# Given request
Pictures stay out of the copy; set down each line of the listing below exactly.
BEGIN Given information
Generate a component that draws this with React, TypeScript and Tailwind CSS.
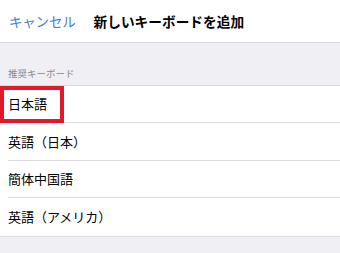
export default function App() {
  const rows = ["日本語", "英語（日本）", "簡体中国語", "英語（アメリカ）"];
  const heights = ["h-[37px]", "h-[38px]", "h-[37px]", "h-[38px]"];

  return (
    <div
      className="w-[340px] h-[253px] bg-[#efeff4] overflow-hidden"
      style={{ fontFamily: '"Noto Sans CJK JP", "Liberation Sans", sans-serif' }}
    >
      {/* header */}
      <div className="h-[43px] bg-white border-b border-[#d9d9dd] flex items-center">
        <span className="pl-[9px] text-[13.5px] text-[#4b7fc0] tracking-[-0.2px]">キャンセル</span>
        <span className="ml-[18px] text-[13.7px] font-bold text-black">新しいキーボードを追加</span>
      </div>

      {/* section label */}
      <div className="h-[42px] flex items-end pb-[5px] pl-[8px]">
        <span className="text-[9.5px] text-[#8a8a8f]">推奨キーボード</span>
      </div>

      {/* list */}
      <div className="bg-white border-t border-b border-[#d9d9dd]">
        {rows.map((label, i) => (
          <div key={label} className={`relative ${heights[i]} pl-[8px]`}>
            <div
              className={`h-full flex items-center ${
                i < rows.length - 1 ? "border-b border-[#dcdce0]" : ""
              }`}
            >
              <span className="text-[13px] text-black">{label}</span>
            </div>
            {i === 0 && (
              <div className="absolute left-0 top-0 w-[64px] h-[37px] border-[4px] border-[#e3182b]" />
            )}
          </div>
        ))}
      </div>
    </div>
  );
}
END Given information
# Solution for this problem
Generate a component that draws this with React, TypeScript and Tailwind CSS.
export default function App() {
  const rows = ["日本語", "英語（日本）", "簡体中国語", "英語（アメリカ）"];
  const heights = ["h-[37px]", "h-[38px]", "h-[37px]", "h-[38px]"];

  return (
    <div
      className="w-[340px] h-[253px] bg-[#efeff4] overflow-hidden"
      style={{ fontFamily: '"Noto Sans CJK JP", "Liberation Sans", sans-serif' }}
    >
      {/* header */}
      <div className="h-[43px] bg-white border-b border-[#d9d9dd] flex items-center">
        <span className="pl-[9px] text-[13.5px] text-[#4b7fc0] tracking-[-0.2px]">キャンセル</span>
        <span className="ml-[18px] text-[13.7px] font-bold text-black">新しいキーボードを追加</span>
      </div>

      {/* section label */}
      <div className="h-[42px] flex items-end pb-[5px] pl-[8px]">
        <span className="text-[9.5px] text-[#8a8a8f]">推奨キーボード</span>
      </div>

      {/* list */}
      <div className="bg-white border-t border-b border-[#d9d9dd]">
        {rows.map((label, i) => (
          <div key={label} className={`relative ${heights[i]} pl-[8px]`}>
            <div
              className={`h-full flex items-center ${
                i < rows.length - 1 ? "border-b border-[#dcdce0]" : ""
              }`}
            >
              <span className="text-[13px] text-black">{label}</span>
            </div>
            {i === 0 && (
              <div className="absolute left-0 top-0 w-[64px] h-[37px] border-[4px] border-[#e3182b]" />
            )}
          </div>
        ))}
      </div>
    </div>
  );
}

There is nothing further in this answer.